Take Michigan for example. A state that Obama won in 2012 by 350,000 votes, Clinton lost by roughly 10,000. Why? She received 300,000 votes less than Obama did in 2012. Detroit and Wayne County should kick themselves because of the 595,253 votes they gave Obama in 2012, only 518,000 voted for Clinton in 2016. More than 75,000 Motown Obama voters did not bother to vote for Clinton. They did not become Trump voters – Trump received only 10,000 votes more than Romney did in this county. They simply stayed at home. If even a fraction of these lethargic Democrats had turned out to vote, Michigan would have stayed blue.

Wisconsin tells the same numbers story, even more dramatically. Trump got no new votes. He received exactly the same number of votes in America’s Dairyland as Romney did in 2012. Both received 1,409,000 votes. But Clinton again could not spark many Obama voters to turn out for her: she tallied 230,000 votes less than Obama did in 2012. This is how a 200,000-vote victory margin for Obama in the Badger State became a 30,000-vote defeat for Clinton.

This pattern is national. Clinton’s black voter turnout dropped more than 11 percent compared to 2012. The support for Clinton among active black voters was still exceedingly high (87 percent, versus 93 percent for Obama), but the big difference was the turnout. Almost two million black votes cast for Obama in 2012 did not turn out for Clinton. According to one plausible calculation, if in North Carolina blacks had turned out for Clinton as they had for Obama, she would have won the state. I saw a similar downtrend in my own eyes: I voted in a predominantly African American precinct in the south side of Chicago, and I can testify that the lines for early voting at the polling place were much shorter than they were in 2012.

I can only speculate how many Bernie Sanders supporters held out. Even after the Democratic convention, about a third of Sanders followers were still not supporting Clinton. A month before the election 55 percent of them were continuing to view Clinton negatively, and a week before the elections Sanders was still pleading with supporters in Madison, Wisconsin to “go beyond personality” and show up for Clinton. Could it be that their dispassion for their party’s candidate rode Trump to victory?

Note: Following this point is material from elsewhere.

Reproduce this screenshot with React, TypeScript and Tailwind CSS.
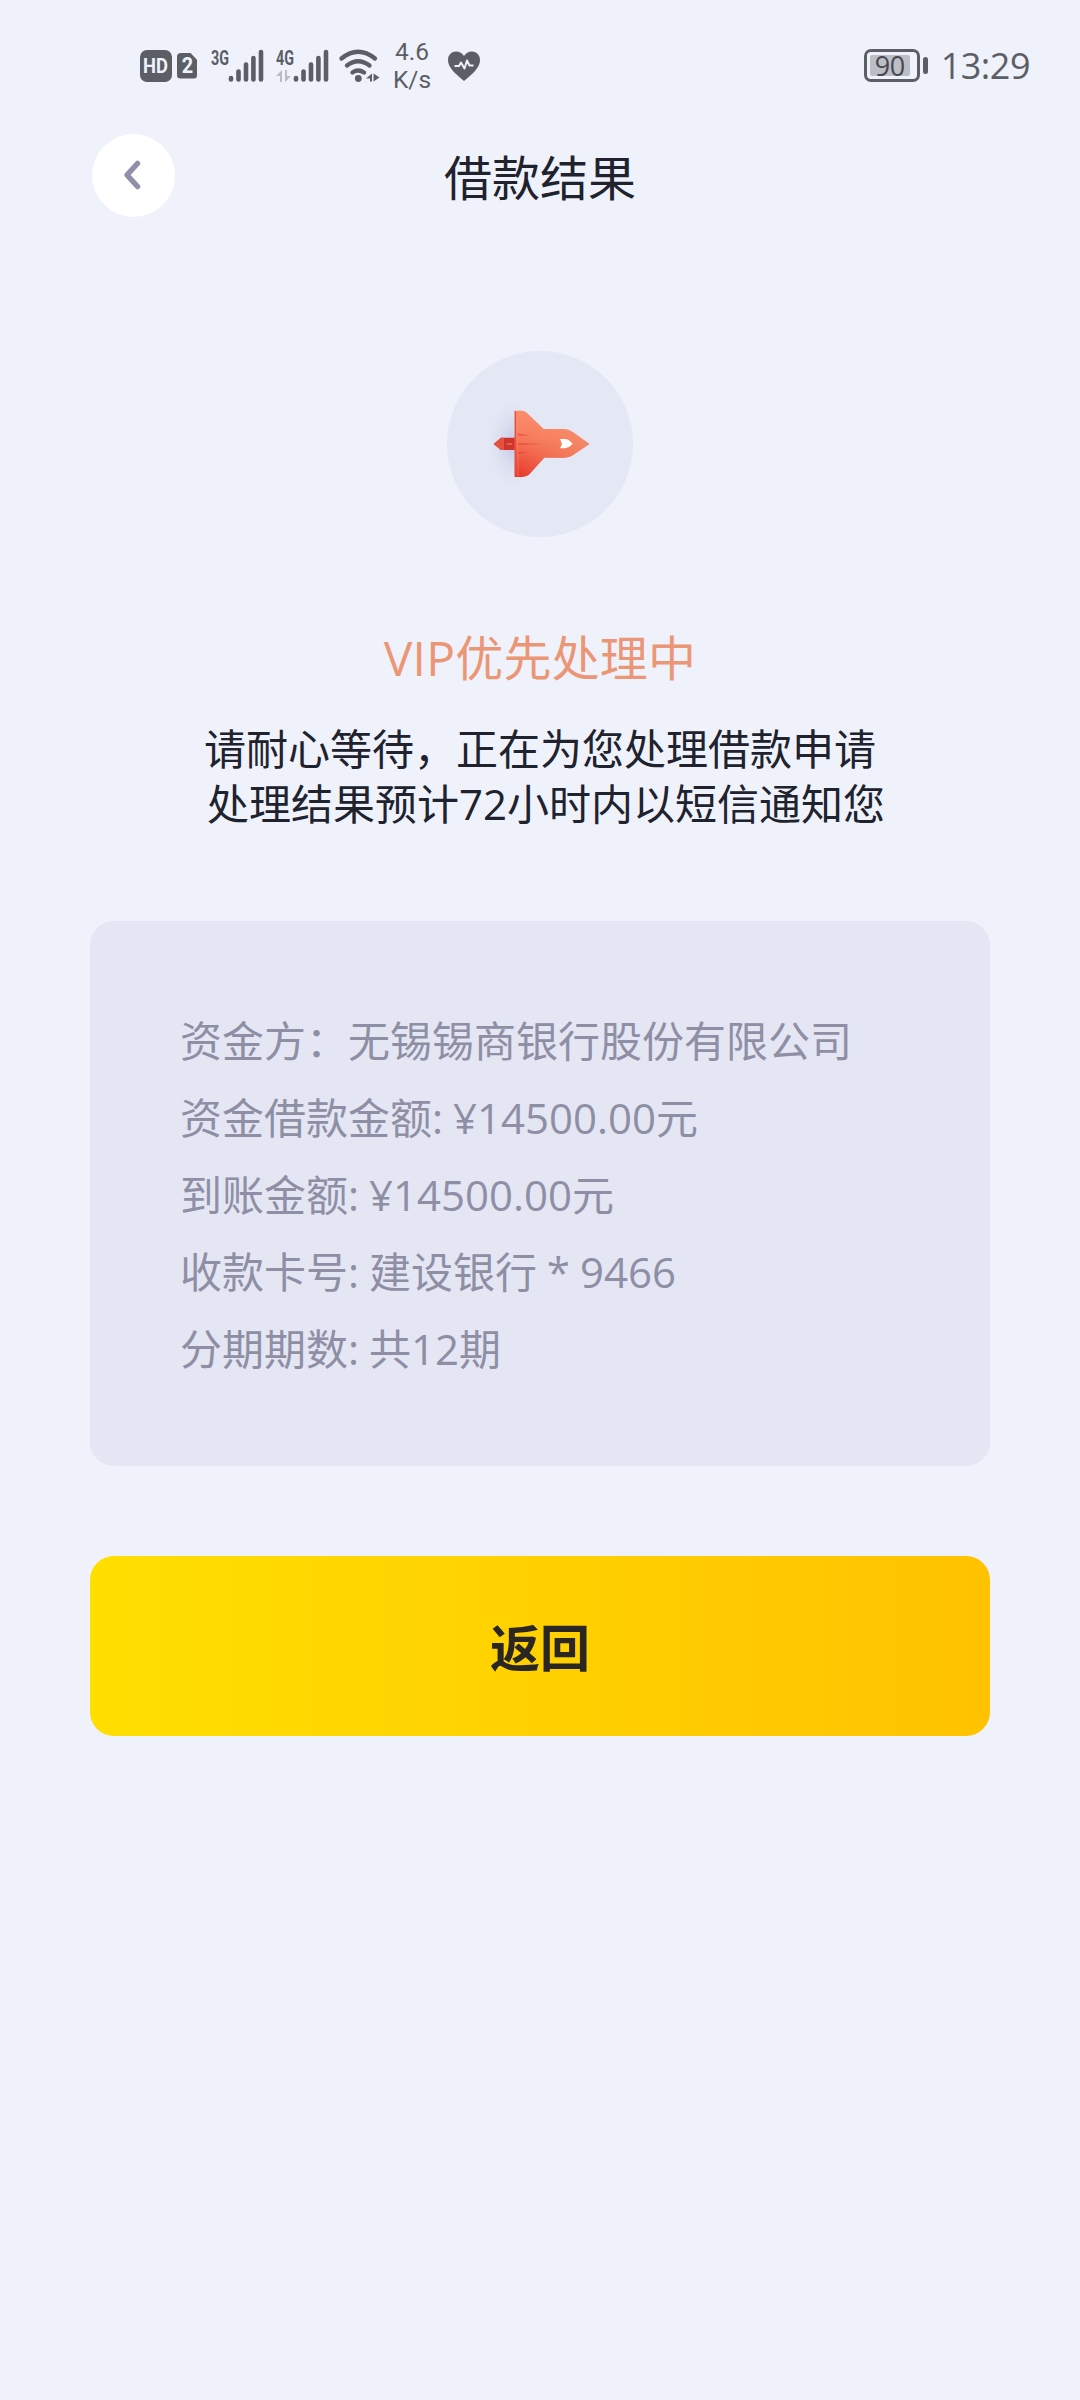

It is of course true that in some areas, like Pennsylvania, Trump’s gains over Romney were more impressive than Clinton’s loss of Obama voters. So the story of an energized GOP working class base is not a total fantasy. But whatever Trump successfully stirred among GOP voters was not enough to win the election. Trump won despite being flawed in many ways, because Hillary Clinton was deemed even more flawed by her own base.

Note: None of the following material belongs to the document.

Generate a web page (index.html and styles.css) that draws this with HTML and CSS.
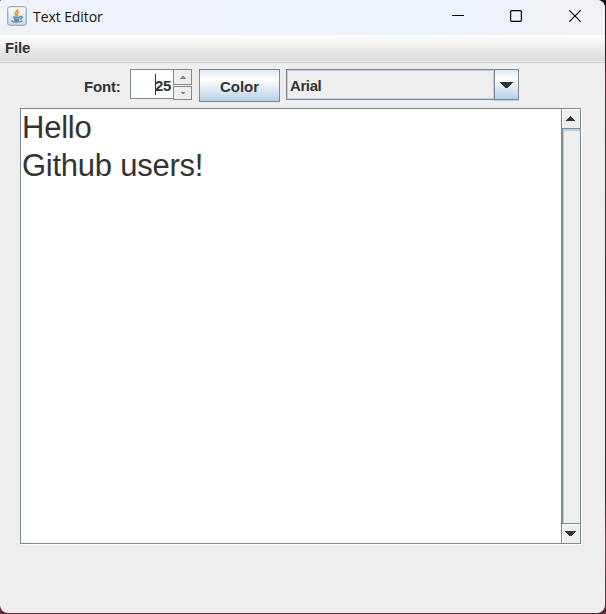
FILE: index.html
```html
<!DOCTYPE html>
<html lang="en">
<head>
<meta charset="utf-8">
<title>Text Editor</title>
<link rel="stylesheet" href="styles.css">
</head>
<body>
<div class="window">
  <header class="titlebar">
    <svg class="app-icon" width="20" height="20" viewBox="0 0 20 20" fill="none">
      <defs><linearGradient id="tile" x1="0" y1="0" x2="0" y2="1"><stop offset="0" stop-color="#fdfeff"/><stop offset="1" stop-color="#cfdbe5"/></linearGradient></defs>
      <rect x=".75" y=".75" width="18.5" height="18.5" rx="2" fill="url(#tile)" stroke="#8299ad"/>
      <path d="M10.8 3c.6 2-3.600 2.700-2.800 4.700.2.700 1 1.300 1.400 2.100M12.300 5.800c-2.400 1-2.800 1.800-1.800 2.800.4.500.2 1-.2 1.400" stroke="#ef8a35" stroke-width="1.500"/>
      <path d="M6 10.600c1.500.9 6 .8 7.500 0M6.800 12.400c1.800.8 4.300.7 5.800.1M7.200 14c1.500.6 3.600.6 5 0M13.300 10.500c2.700-.5 2.400 2-.3 2.800M5.500 14.600c-3 1.200 6 2.500 10 .1" stroke="#55809f" stroke-width="1.300"/>
    </svg>
    <span class="title">Text Editor</span>
    <div class="controls">
      <svg width="12" height="12" viewBox="0 0 12 12"><path d="M0 5.500h12" stroke="#000"/></svg>
      <svg width="12" height="12" viewBox="0 0 12 12"><rect x=".6" y=".6" width="10.800" height="10.800" rx="1.200" fill="none" stroke="#000" stroke-width="1.200"/></svg>
      <svg class="close" width="12" height="12" viewBox="0 0 12 12"><path d="M.3.3l11.400 11.400M11.700.3L.3 11.700" stroke="#000" stroke-width="1.100"/></svg>
    </div>
  </header>
  <nav class="menubar"><span>File</span></nav>
  <div class="toolbar">
    <span class="label">Font:</span>
    <div class="spinner">
      <div class="field"><span class="caret"></span>25</div>
      <div class="steps">
        <div class="step"><svg width="6" height="3" viewBox="0 0 6 3"><path d="M2 0h2v1h1v1h1v1H0V2h1V1h1z"/></svg></div>
        <div class="step"><svg width="4" height="2" viewBox="0 0 4 2"><path d="M0 0h4v1H3v1H1V1H0z"/></svg></div>
      </div>
    </div>
    <div class="button">Color</div>
    <div class="combo">
      <div class="value">Arial</div>
      <div class="drop"><svg width="13" height="6" viewBox="0 0 13 6"><path d="M0 0h13v1h-1v1h-1v1h-1v1H9v1H8v1H5V5H4V4H3V3H2V2H1V1H0z"/></svg></div>
    </div>
  </div>
  <main class="editor">
    <div class="text">Hello<br>Github users!</div>
    <div class="scrollbar">
      <div class="arrow up"><svg width="9" height="5" viewBox="0 0 9 5"><path d="M4 0h1v1h1v1h1v1h1v1h1v1H0V4h1V3h1V2h1V1h1z"/></svg></div>
      <div class="thumb"></div>
      <div class="arrow down"><svg width="11" height="5" viewBox="0 0 11 5"><path d="M0 0h11v1h-1v1H9v1H8v1H7v1H4V4H3V3H2V2H1V1H0z"/></svg></div>
    </div>
  </main>
</div>
</body>
</html>
```
FILE: styles.css
```css
* { box-sizing: border-box; }
svg { display: block; flex: none; }
body {
  margin: 0;
  width: 606px;
  height: 614px;
  overflow: hidden;
  background: linear-gradient(#111 0, #222 50px, #6d2431 80px, #34343e 110px, #292b35 500px, #a83d4a 540px, #5e2637 614px);
  font: bold 15px "Liberation Sans", Arial, sans-serif;
  letter-spacing: -0.2px;
  color: #333;
}
.window {
  width: 605px;
  height: 613px;
  overflow: hidden;
  border-radius: 2px 8px 8px 8px;
  background: #eee;
}
.titlebar {
  display: flex;
  align-items: center;
  height: 35px;
  padding: 0 24px 4px 7px;
  background: linear-gradient(90deg, #eff3f9, #ebf3fb 75%, #f3f1f6);
}
.title {
  margin-left: 6px;
  padding-top: 2px;
  font: 14px/20px "Open Sans", "Noto Sans", sans-serif;
  letter-spacing: -0.08px;
  color: #111;
}
.controls { display: flex; gap: 46px; margin-left: auto; }
.close { margin-left: 1px; }
.menubar {
  height: 28px;
  padding: 0 5px;
  border-bottom: 1px solid #ccc;
  background: linear-gradient(#fff, #dadada 26px, #eee 26px);
  line-height: 26px;
}
.toolbar { display: flex; align-items: flex-start; height: 45px; padding: 6px 0 0 84px; }
.label { width: 46px; line-height: 35px; }
.spinner { display: flex; width: 62px; height: 31px; margin-right: 7px; }
.field {
  display: flex;
  justify-content: flex-end;
  align-items: center;
  width: 43px;
  height: 30px;
  padding: 3px 2px 0 0;
  border: solid #7a8a99;
  border-width: 1px 0 1px 1px;
  background: #fff;
  letter-spacing: -0.4px;
}
.caret { width: 1px; height: 21px; margin: -3px -1px 0 0; background: #333; }
.steps { display: flex; flex-direction: column; gap: 1px; width: 19px; }
.step { display: grid; place-items: center; height: 16px; border: 1px solid #7a8a99; fill: #7a8a99; }
.step:last-child { height: 14px; }
.button {
  width: 81px;
  height: 33px;
  margin-right: 6px;
  border: 1px solid #7a8a99;
  background: linear-gradient(#dde8f3, #fff 30%, #b8cfe5);
  text-align: center;
  letter-spacing: 0;
  line-height: 34px;
}
.combo { display: flex; width: 233px; height: 31px; }
.value {
  flex: 1;
  padding-left: 3px;
  border: 1px solid #7a8a99;
  border-right: 0;
  box-shadow: inset 1px 1px #b8cfe5, inset -1px -1px #b8cfe5;
  letter-spacing: -0.4px;
  line-height: 31px;
}
.drop {
  display: grid;
  place-items: center;
  width: 25px;
  height: 31px;
  border: 1px solid #7a8a99;
  background: linear-gradient(#dde8f3, #fff 30%, #b8cfe5);
  box-shadow: 0 1px #b8cfe5;
  fill: #333;
}
.editor {
  display: flex;
  width: 561px;
  height: 436px;
  margin-left: 20px;
  border: 1px solid #7a8a99;
  background: #fff;
  box-shadow: 1px 1px #fff;
}
.text { flex: 1; padding: 0 1px; font-size: 31px; font-weight: normal; letter-spacing: -0.25px; line-height: 38px; }
.scrollbar { display: flex; flex-direction: column; width: 19px; border-left: 1px solid #7a8a99; background: #eee; }
.arrow { display: grid; place-items: center; height: 19px; padding-right: 2px; fill: #333; box-shadow: inset 1px 1px #fff; }
.thumb {
  flex: 1;
  border: solid #7a8a99;
  border-width: 1px 0 1px 1px;
  box-shadow: inset 1px 2px #b8cfe5;
}
```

The Clinton camp is going to deny the charge that Trump won because Clinton failed to bring out the vote. They would point to the large, unprecedented, 1.3 million margin of victory that Clinton enjoyed in the popular vote. The problem with this popular vote margin is that much of it comes from uncontested states like California and New York. California alone gave Clinton a 3.2 million popular vote advantage. Since the margin of victory does not count, Trump did not campaign in California, and it is possible that many GOP supporters did not bother to vote. If the popular vote were to matter, candidates would surely have paid more attention to these large states, and the voting patterns could have shaped up differently. Trump would still have lost California, but perhaps by a different margin.

It is remarkable and surprising that the elections were decided by Democrats distaste for Clinton and not Trump’s ability to reach expand the Republican vote. Think back to the weeks leading to the elections. There was a shared sense that the Republican party was losing and even disintegrating because it was unable to clamp down on a renegade candidate, having allowed populism to prevail in the primaries. The Democratic party, by contrast, was thought to be on the verge of victory and even a sweep of the Senate because it was cold calculated, using its ironfisted internal machination to discard the populist candidate and to present the then-thought more “electable” Clinton. How wrong that perception turned out to be!